Source: 2016 California Gas Report, Prepared by the California Gas and Electric Utilities.
California has historically been able to handle this sort of brief supply disruption because of a large natural gas storage capability, principally in old oil producing reservoirs such as the one at Aliso Canyon north of Los Angeles, the second largest gas storage facility in the U.S. But since the 2014 gas leak that forced an extended shutdown of its operations, Aliso Canyon came back in service with only half its operating capacity. A pipeline that would have allowed the southern system to draw on gas storage further North and mitigated the single-point delivery risk described above was proposed by the utility SoCal Gas but was denied by the California Public Utility Commission.

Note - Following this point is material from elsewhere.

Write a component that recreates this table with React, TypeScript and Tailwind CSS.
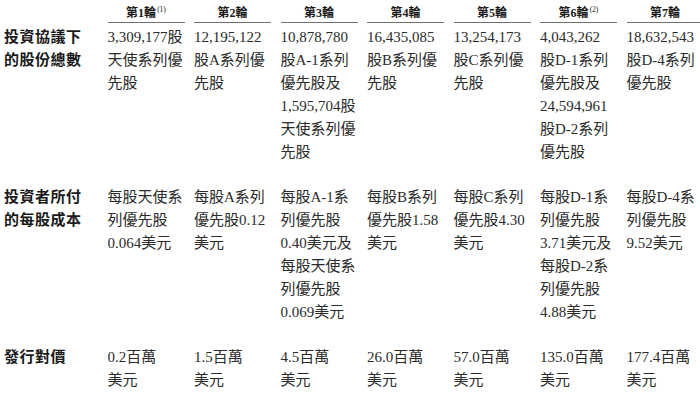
import React from "react";

const heads: { t: string; sup?: string }[] = [
  { t: "第1輪", sup: "(1)" },
  { t: "第2輪" },
  { t: "第3輪" },
  { t: "第4輪" },
  { t: "第5輪" },
  { t: "第6輪", sup: "(2)" },
  { t: "第7輪" },
];

const rows: { label: string[]; cells: string[][] }[] = [
  {
    label: ["投資協議下", "的股份總數"],
    cells: [
      ["3,309,177股", "天使系列優", "先股"],
      ["12,195,122", "股A系列優", "先股"],
      ["10,878,780", "股A-1系列", "優先股及", "1,595,704股", "天使系列優", "先股"],
      ["16,435,085", "股B系列優", "先股"],
      ["13,254,173", "股C系列優", "先股"],
      ["4,043,262", "股D-1系列", "優先股及", "24,594,961", "股D-2系列", "優先股"],
      ["18,632,543", "股D-4系列", "優先股"],
    ],
  },
  {
    label: ["投資者所付", "的每股成本"],
    cells: [
      ["每股天使系", "列優先股", "0.064美元"],
      ["每股A系列", "優先股0.12", "美元"],
      ["每股A-1系", "列優先股", "0.40美元及", "每股天使系", "列優先股", "0.069美元"],
      ["每股B系列", "優先股1.58", "美元"],
      ["每股C系列", "優先股4.30", "美元"],
      ["每股D-1系", "列優先股", "3.71美元及", "每股D-2系", "列優先股", "4.88美元"],
      ["每股D-4系", "列優先股", "9.52美元"],
    ],
  },
  {
    label: ["發行對價"],
    cells: [
      ["0.2百萬", "美元"],
      ["1.5百萬", "美元"],
      ["4.5百萬", "美元"],
      ["26.0百萬", "美元"],
      ["57.0百萬", "美元"],
      ["135.0百萬", "美元"],
      ["177.4百萬", "美元"],
    ],
  },
];

export default function App() {
  return (
    <div
      className="w-[700px] h-[403px] bg-white text-[#2b2b2b] overflow-hidden"
      style={{ fontFamily: '"Liberation Serif", "Noto Sans CJK TC", serif' }}
    >
      <div className="grid grid-cols-[94px_repeat(7,77px)] gap-x-[9.5px] pl-[4px]">
        <div />
        {heads.map((h, i) => (
          <div
            key={i}
            className="h-[23px] border-b border-[#6f6f6f] flex justify-center pt-[5.5px] text-[12px] leading-[15px] font-bold whitespace-nowrap text-[#1a1a1a]"
          >
            <span className="flex items-start">
              <span>{h.t}</span>
              {h.sup && (
                <span className="text-[7.5px] leading-[8px] font-normal ml-[1px] mt-[0px]">{h.sup}</span>
              )}
            </span>
          </div>
        ))}
        {rows.map((r, ri) => (
          <React.Fragment key={ri}>
            <div
              className={`${ri === 0 ? "mt-[2.5px]" : "mt-[22px]"} text-[15px] leading-[23px] font-bold tracking-[0.5px] text-[#1a1a1a]`}
            >
              {r.label.map((l, li) => (
                <div key={li} className="whitespace-nowrap">{l}</div>
              ))}
            </div>
            {r.cells.map((c, ci) => (
              <div
                key={ci}
                className={`${ri === 0 ? "mt-[2.5px]" : "mt-[22px]"} text-[15px] leading-[23px]`}
              >
                {c.map((l, li) => (
                  <div key={li} className="whitespace-nowrap">{l}</div>
                ))}
              </div>
            ))}
          </React.Fragment>
        ))}
      </div>
    </div>
  );
}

Conversations we’ve had with a number of industry participants suggest that California drew heavily on its stored gas at Aliso Canyon and other facilities when imports were curtailed during the extreme February weather. While those curtailments were driven by winter conditions that won’t repeat in the summer, large heat events (like June 2021) spike demand for gas-fired generation across the region (Phoenix, Las Vegas), meaning there might be less gas at the end of the pipe to deliver to California. The very southern part of the state hosts a lot of solar and some strategically located gas-fired power plants…but gets all its gas from one pipe and has no storage. What me worry?
What’s the Takeaway?
In our view, California’s aggressive push to close little-used vintage natural gas-fired power plants was a key factor that drove the rotating blackouts during the August 2020 heat wave. However, the signing of systemwide contracts with older, inefficient facilities that don’t source gas from Texas–the recent RMR’s are with generators supplied by the Kern River pipeline, the blue line on the map that delivers gas from Wyoming—and the delay of planned closures of larger gas-fired generation facilities suggests perhaps California is coming to terms with the reliability of its energy system. These recent moves indicate that using more natural gas fired generation in multiple locations is not the political third rail that it used to be.